→ **YOUR TASK**
Restate the listing below word for word, omitting any images.

→ **DATASET EXTRACT**
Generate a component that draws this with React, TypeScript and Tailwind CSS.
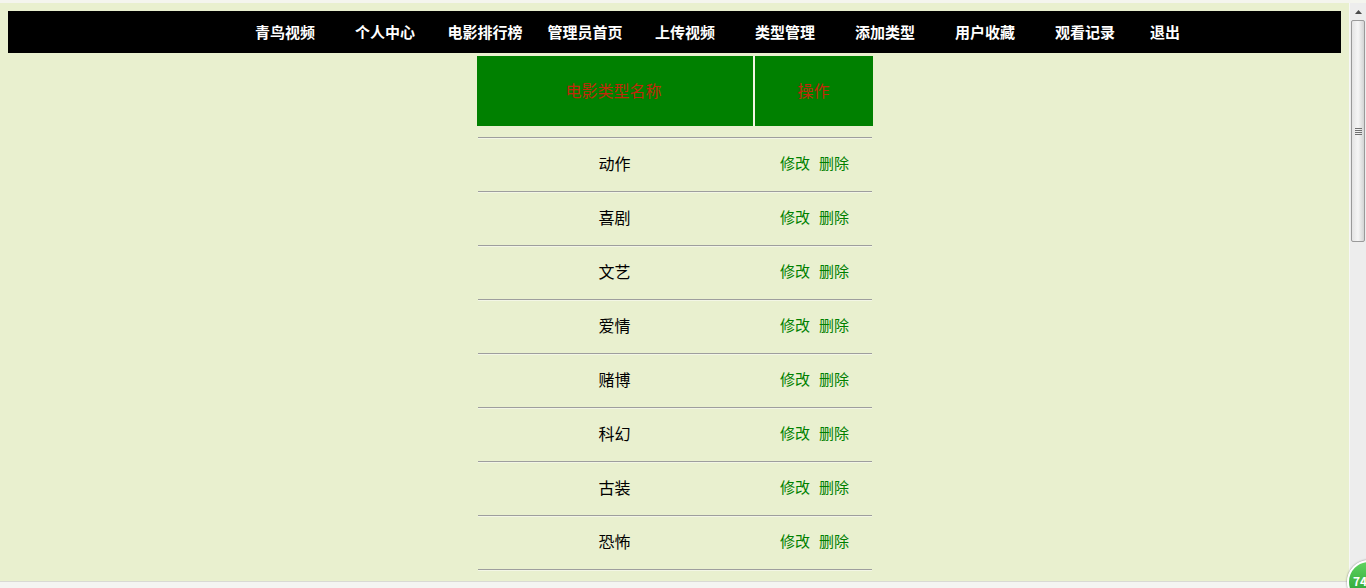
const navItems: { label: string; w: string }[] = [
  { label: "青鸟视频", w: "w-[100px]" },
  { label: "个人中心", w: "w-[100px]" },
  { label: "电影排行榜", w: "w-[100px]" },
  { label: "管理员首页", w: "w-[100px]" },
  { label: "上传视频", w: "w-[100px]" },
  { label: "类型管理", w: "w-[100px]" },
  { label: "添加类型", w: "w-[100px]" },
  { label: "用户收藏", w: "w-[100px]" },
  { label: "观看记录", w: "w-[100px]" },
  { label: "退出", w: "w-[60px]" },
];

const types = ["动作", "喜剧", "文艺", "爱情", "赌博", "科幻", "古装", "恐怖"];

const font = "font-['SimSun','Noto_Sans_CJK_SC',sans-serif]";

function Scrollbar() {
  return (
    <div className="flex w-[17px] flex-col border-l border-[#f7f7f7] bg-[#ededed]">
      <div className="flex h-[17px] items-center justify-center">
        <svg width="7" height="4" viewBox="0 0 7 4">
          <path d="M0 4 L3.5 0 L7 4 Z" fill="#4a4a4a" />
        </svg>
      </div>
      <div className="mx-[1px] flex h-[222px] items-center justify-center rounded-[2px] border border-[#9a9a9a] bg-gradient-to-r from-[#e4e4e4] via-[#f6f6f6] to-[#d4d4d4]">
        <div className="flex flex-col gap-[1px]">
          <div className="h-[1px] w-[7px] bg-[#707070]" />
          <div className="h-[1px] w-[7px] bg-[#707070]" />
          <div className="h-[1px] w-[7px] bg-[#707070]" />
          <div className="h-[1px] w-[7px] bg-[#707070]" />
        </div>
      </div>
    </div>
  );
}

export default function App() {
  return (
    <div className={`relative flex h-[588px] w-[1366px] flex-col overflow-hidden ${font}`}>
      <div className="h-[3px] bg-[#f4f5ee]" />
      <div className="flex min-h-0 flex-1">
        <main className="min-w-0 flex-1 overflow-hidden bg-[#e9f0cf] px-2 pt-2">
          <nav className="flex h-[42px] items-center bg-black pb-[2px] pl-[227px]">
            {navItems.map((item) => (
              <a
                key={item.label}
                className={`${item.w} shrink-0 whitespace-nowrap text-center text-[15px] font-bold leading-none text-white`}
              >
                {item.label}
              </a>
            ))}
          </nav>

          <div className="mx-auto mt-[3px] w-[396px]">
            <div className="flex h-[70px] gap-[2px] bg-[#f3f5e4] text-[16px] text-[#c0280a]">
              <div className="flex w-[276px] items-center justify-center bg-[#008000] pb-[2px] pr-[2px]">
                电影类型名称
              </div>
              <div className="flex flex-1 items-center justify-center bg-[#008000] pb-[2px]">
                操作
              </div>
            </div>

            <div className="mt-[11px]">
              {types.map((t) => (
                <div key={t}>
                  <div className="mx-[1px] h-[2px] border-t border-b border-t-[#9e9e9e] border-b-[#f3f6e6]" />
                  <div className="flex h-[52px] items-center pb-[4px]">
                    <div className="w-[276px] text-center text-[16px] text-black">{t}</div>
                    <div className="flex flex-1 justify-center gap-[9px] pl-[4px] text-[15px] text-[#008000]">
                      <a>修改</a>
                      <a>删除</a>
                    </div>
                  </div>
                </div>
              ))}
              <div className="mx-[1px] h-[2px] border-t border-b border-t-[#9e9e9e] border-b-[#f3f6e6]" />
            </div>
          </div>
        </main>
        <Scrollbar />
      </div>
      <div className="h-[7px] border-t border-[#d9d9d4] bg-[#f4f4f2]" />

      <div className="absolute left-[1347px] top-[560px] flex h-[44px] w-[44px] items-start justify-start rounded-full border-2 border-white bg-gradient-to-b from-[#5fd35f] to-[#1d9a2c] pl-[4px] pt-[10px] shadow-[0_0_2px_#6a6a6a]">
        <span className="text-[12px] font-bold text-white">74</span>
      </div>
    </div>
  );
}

→ **TASK RESPONSE**
Generate a component that draws this with React, TypeScript and Tailwind CSS.
const navItems: { label: string; w: string }[] = [
  { label: "青鸟视频", w: "w-[100px]" },
  { label: "个人中心", w: "w-[100px]" },
  { label: "电影排行榜", w: "w-[100px]" },
  { label: "管理员首页", w: "w-[100px]" },
  { label: "上传视频", w: "w-[100px]" },
  { label: "类型管理", w: "w-[100px]" },
  { label: "添加类型", w: "w-[100px]" },
  { label: "用户收藏", w: "w-[100px]" },
  { label: "观看记录", w: "w-[100px]" },
  { label: "退出", w: "w-[60px]" },
];

const types = ["动作", "喜剧", "文艺", "爱情", "赌博", "科幻", "古装", "恐怖"];

const font = "font-['SimSun','Noto_Sans_CJK_SC',sans-serif]";

function Scrollbar() {
  return (
    <div className="flex w-[17px] flex-col border-l border-[#f7f7f7] bg-[#ededed]">
      <div className="flex h-[17px] items-center justify-center">
        <svg width="7" height="4" viewBox="0 0 7 4">
          <path d="M0 4 L3.5 0 L7 4 Z" fill="#4a4a4a" />
        </svg>
      </div>
      <div className="mx-[1px] flex h-[222px] items-center justify-center rounded-[2px] border border-[#9a9a9a] bg-gradient-to-r from-[#e4e4e4] via-[#f6f6f6] to-[#d4d4d4]">
        <div className="flex flex-col gap-[1px]">
          <div className="h-[1px] w-[7px] bg-[#707070]" />
          <div className="h-[1px] w-[7px] bg-[#707070]" />
          <div className="h-[1px] w-[7px] bg-[#707070]" />
          <div className="h-[1px] w-[7px] bg-[#707070]" />
        </div>
      </div>
    </div>
  );
}

export default function App() {
  return (
    <div className={`relative flex h-[588px] w-[1366px] flex-col overflow-hidden ${font}`}>
      <div className="h-[3px] bg-[#f4f5ee]" />
      <div className="flex min-h-0 flex-1">
        <main className="min-w-0 flex-1 overflow-hidden bg-[#e9f0cf] px-2 pt-2">
          <nav className="flex h-[42px] items-center bg-black pb-[2px] pl-[227px]">
            {navItems.map((item) => (
              <a
                key={item.label}
                className={`${item.w} shrink-0 whitespace-nowrap text-center text-[15px] font-bold leading-none text-white`}
              >
                {item.label}
              </a>
            ))}
          </nav>

          <div className="mx-auto mt-[3px] w-[396px]">
            <div className="flex h-[70px] gap-[2px] bg-[#f3f5e4] text-[16px] text-[#c0280a]">
              <div className="flex w-[276px] items-center justify-center bg-[#008000] pb-[2px] pr-[2px]">
                电影类型名称
              </div>
              <div className="flex flex-1 items-center justify-center bg-[#008000] pb-[2px]">
                操作
              </div>
            </div>

            <div className="mt-[11px]">
              {types.map((t) => (
                <div key={t}>
                  <div className="mx-[1px] h-[2px] border-t border-b border-t-[#9e9e9e] border-b-[#f3f6e6]" />
                  <div className="flex h-[52px] items-center pb-[4px]">
                    <div className="w-[276px] text-center text-[16px] text-black">{t}</div>
                    <div className="flex flex-1 justify-center gap-[9px] pl-[4px] text-[15px] text-[#008000]">
                      <a>修改</a>
                      <a>删除</a>
                    </div>
                  </div>
                </div>
              ))}
              <div className="mx-[1px] h-[2px] border-t border-b border-t-[#9e9e9e] border-b-[#f3f6e6]" />
            </div>
          </div>
        </main>
        <Scrollbar />
      </div>
      <div className="h-[7px] border-t border-[#d9d9d4] bg-[#f4f4f2]" />

      <div className="absolute left-[1347px] top-[560px] flex h-[44px] w-[44px] items-start justify-start rounded-full border-2 border-white bg-gradient-to-b from-[#5fd35f] to-[#1d9a2c] pl-[4px] pt-[10px] shadow-[0_0_2px_#6a6a6a]">
        <span className="text-[12px] font-bold text-white">74</span>
      </div>
    </div>
  );
}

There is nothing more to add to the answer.